Last September, the UN’s World Intellectual Property Organization published a ranking of the planet’s most “innovation-intensive” places. Towns and cities were judged on the number of patents, scientific papers and venture capital deals they produced, relative to the size of their population.
The top five featured some predictable names: the US “clusters” of San Jose-San Francisco and Boston-Cambridge, and the UK university cities of Cambridge and Oxford.
In fourth place, however, was a Chinese town of fewer than 400,000 people that until quite recently ranked as one of the least prosperous urban centres in its province, and was unknown to most people in China, let alone the rest of the world.
Ningde’s rise to prominence is due entirely to a single company: Contemporary Amperex Technology Co, Ltd, which has grown with extraordinary speed to become by far the world’s biggest battery producer — giving it a key role in the low-carbon transformation of both transport and power generation.
RM Block
“Long story short, CATL is an innovation-driven company,” its chief manufacturing officer and head of research and development, Ni Jun, said at the Ningde HQ. “Many companies, if you visit, have a big sign about innovation, creativity. Here it’s not just a slogan.”
The relentless focus on cutting-edge research has been drilled into CATL since its foundation just 15 years ago by Robin Zeng, who was born into a farming family in a village near Ningde and went on to gain a doctorate in advanced physics.
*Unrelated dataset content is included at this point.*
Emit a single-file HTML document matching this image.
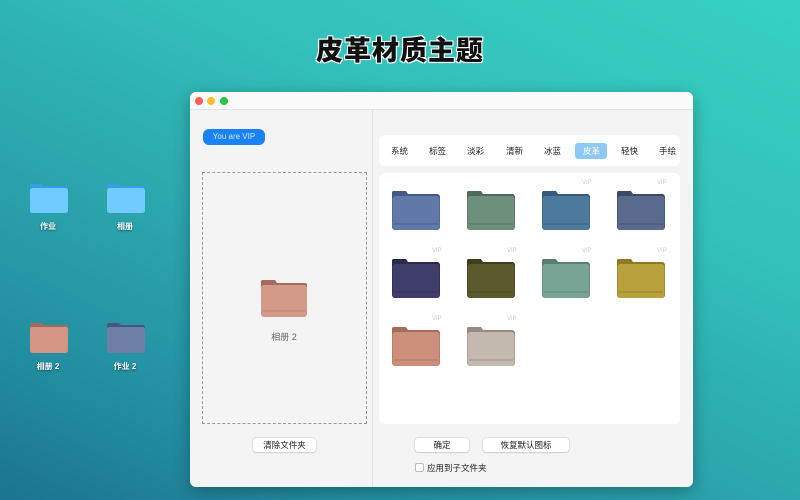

Zeng built a successful business supplying small batteries to consumer electronics companies including Apple, before founding CATL in 2011 to focus on larger batteries for electric cars.
Today, CATL makes over 40 per cent of the world’s EV batteries, and Zeng is China’s fourth-richest person according to the latest Forbes billionaires list, which estimated his wealth at $53 billion (€46.4 billion).
It’s all built on the aggressive pursuit of innovation, says Ni, wielding some punchy numbers to back up his claim. As of the end of last year CATL had over 54,000 patents issued or pending, a number that has since risen to more than 60,000, Ni says. Last year it ploughed almost a third of its net profit into R&D, giving Ni a research budget of over $3 billion.
Then there’s the manpower: nearly 30,000 of CATL’s 240,000 staff work in R&D, more than 700 of them with PhDs. In a 2024 interview, Zeng cited a huge supply of skilled engineering graduates as a vital advantage for China’s battery and wider clean energy sector — contrasting this with the US where, he said, young talent tended to be drawn to highly paid work in sectors such as finance.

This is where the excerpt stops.